Monday, August 26, 2013

[Geology2] Mexico City Earthquake: Warning Awakens Residents as Aftershock Strikes Coast



Mexico City Earthquake: Warning Awakens Residents as Aftershock Strikes Coast

Nick Wiltgen Published: Aug 26, 2013,

A man tries to salvage some belongings near his badly damaged home in Acapulco after a 5.3 magnitude aftershock which was reported minutes after a 6.2 magnitude earthquake shook Mexico City on Aug. 21, 2013. (Pedro Pardo/AFP/Getty Images)

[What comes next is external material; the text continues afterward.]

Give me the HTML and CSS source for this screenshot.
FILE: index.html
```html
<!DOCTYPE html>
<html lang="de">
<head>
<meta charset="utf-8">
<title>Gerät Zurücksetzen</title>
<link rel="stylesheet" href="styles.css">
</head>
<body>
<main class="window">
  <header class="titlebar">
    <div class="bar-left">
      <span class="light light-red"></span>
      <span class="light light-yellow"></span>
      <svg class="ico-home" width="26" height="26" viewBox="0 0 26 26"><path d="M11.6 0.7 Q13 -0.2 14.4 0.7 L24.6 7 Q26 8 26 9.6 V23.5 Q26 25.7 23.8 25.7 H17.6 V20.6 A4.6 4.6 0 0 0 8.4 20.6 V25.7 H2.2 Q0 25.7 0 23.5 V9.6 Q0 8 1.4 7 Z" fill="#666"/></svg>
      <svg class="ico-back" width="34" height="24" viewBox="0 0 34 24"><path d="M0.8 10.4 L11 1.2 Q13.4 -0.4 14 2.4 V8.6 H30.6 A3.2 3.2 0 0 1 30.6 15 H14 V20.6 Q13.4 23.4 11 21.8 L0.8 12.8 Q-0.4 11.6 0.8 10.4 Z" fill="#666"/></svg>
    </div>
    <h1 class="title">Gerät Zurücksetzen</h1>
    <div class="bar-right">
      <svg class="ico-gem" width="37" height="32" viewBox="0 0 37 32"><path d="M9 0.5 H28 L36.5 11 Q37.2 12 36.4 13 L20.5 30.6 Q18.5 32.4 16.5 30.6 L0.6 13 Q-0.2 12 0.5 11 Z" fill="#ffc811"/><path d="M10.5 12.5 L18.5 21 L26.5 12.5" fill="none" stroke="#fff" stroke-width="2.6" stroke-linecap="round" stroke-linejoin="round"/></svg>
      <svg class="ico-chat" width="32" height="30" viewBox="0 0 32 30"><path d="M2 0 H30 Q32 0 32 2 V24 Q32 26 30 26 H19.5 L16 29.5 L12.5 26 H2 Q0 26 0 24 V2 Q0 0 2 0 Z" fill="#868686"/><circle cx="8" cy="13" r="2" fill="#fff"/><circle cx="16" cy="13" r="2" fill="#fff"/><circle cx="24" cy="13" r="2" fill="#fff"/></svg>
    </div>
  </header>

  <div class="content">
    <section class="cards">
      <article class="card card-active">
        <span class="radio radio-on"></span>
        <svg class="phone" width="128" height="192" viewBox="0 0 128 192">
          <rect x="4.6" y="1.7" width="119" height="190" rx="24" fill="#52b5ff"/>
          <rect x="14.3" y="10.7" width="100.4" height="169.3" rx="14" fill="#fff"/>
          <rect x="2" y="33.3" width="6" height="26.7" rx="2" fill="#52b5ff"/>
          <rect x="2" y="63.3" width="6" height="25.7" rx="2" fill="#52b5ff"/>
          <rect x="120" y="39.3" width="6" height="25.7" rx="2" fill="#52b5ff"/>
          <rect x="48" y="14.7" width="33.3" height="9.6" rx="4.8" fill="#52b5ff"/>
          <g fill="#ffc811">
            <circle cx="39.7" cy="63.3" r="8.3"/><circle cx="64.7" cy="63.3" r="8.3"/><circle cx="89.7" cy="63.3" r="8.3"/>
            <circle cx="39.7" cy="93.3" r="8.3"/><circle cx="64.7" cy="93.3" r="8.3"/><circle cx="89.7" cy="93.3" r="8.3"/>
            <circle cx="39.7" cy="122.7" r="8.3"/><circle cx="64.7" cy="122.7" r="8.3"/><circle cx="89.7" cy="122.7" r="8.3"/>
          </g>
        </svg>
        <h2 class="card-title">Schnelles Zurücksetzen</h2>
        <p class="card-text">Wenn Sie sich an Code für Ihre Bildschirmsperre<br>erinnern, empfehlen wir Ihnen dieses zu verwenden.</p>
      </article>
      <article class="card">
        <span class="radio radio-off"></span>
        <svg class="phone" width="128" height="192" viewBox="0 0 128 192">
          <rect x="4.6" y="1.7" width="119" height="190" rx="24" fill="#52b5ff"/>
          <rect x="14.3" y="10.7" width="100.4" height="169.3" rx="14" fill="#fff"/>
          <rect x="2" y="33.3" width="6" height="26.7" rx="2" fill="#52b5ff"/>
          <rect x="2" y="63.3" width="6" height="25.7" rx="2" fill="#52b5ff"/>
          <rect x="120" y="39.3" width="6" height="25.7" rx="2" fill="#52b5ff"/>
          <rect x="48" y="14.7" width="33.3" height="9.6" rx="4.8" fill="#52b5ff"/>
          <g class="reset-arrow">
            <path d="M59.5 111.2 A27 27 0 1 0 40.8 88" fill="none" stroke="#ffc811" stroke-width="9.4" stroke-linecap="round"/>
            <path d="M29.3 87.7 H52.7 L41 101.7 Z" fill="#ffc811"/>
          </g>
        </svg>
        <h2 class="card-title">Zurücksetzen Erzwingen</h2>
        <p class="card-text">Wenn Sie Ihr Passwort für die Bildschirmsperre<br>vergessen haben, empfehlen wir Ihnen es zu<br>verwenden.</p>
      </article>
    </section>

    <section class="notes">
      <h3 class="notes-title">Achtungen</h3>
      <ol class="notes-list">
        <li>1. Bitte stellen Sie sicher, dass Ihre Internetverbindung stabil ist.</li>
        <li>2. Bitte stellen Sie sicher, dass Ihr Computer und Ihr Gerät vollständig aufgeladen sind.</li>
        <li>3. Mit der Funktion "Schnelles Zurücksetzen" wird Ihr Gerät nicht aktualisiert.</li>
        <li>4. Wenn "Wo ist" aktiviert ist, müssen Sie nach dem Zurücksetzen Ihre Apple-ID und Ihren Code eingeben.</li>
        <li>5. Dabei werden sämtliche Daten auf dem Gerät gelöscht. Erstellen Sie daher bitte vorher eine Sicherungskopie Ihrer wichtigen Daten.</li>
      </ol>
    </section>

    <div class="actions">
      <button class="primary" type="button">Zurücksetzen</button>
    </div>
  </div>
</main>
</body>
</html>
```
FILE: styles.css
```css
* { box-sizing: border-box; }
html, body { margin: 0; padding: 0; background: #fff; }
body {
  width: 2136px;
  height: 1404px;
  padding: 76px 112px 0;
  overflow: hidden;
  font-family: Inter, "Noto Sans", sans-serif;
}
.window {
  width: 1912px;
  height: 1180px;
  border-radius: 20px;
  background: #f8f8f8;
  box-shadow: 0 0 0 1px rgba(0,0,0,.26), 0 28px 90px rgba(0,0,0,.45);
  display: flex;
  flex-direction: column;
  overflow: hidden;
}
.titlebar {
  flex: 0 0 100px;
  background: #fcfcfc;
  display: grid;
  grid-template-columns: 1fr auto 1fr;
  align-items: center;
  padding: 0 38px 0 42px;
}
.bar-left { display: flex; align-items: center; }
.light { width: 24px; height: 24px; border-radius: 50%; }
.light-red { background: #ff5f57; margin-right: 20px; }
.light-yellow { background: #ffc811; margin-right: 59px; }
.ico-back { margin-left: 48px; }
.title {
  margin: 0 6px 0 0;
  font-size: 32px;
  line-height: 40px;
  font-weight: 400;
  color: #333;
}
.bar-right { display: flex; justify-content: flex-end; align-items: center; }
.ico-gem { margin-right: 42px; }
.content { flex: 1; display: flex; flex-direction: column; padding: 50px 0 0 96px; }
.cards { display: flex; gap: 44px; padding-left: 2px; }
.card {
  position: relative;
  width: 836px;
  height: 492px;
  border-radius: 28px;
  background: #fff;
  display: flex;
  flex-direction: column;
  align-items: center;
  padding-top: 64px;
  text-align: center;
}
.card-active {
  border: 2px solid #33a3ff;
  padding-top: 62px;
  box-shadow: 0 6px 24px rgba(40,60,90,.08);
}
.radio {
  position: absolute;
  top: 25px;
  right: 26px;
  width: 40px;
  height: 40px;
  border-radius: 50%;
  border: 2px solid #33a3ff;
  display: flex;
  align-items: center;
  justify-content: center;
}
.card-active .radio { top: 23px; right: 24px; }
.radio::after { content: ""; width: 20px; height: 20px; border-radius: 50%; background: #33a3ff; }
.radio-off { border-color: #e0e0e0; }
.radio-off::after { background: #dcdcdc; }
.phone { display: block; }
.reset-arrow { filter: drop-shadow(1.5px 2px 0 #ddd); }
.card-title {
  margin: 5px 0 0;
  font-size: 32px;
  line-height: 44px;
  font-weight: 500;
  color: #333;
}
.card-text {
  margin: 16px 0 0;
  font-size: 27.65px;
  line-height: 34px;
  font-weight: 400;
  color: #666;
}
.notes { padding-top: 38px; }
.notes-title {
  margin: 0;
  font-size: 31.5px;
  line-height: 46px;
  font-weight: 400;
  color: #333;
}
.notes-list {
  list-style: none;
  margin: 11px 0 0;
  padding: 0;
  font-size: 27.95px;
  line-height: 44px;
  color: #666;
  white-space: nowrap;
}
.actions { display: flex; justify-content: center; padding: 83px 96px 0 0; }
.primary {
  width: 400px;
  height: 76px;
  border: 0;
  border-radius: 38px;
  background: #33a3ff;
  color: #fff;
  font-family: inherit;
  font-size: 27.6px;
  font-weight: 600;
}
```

Smartphone alarms of an earthquake warning Monday morning roused Mexico City residents from bed for the second time in less than a week, but the earthquake that triggered the warning proved to be relatively harmless this time.

The tremor, rated magnitude 4.4 by the U.S. Geological Survey and 4.8 by Mexico's National Seismological Service, was centered 29 miles east of Acapulco, near the town of San Marcos in the state of Guerrero. It appeared to be an aftershock of the magnitude-6.2 jolt that rocked the same area five days earlier on the morning of Aug. 21, causing damage to a number of buildings in Acapulco.

Monday's quake, which happened at 7:54 a.m. CDT, prompted an earthquake warning to be issued for Mexico City, waking countless residents in Mexico's capital city just as similar alarms had done for the Aug. 21 quake.

"Nothing like going out in pajamas and having joggers look at you strangely," one Twitter user in Mexico City wrote, adding, "This earthquake warning works pretty well."

Mexico City's earthquake warning system relies on a network of sensors that detect earthquakes in the seismically active zone along its Pacific Coast. Since electronic signals travel at 186,000 miles per second, much faster than the 7,000-mph speed of seismic waves, warnings can be sounded in Mexico City, some 150 to 200 miles away, with a minute or two of advance warning before those seismic waves arrive to cause shaking in the capital.

Mexico City's worst modern earthquake, a magnitude-8.1 temblor in 1985, originated in this coastal zone. As the capital is built on the sediments of a drained lake bed, it is vulnerable to significant shaking even from such relatively distant earthquakes.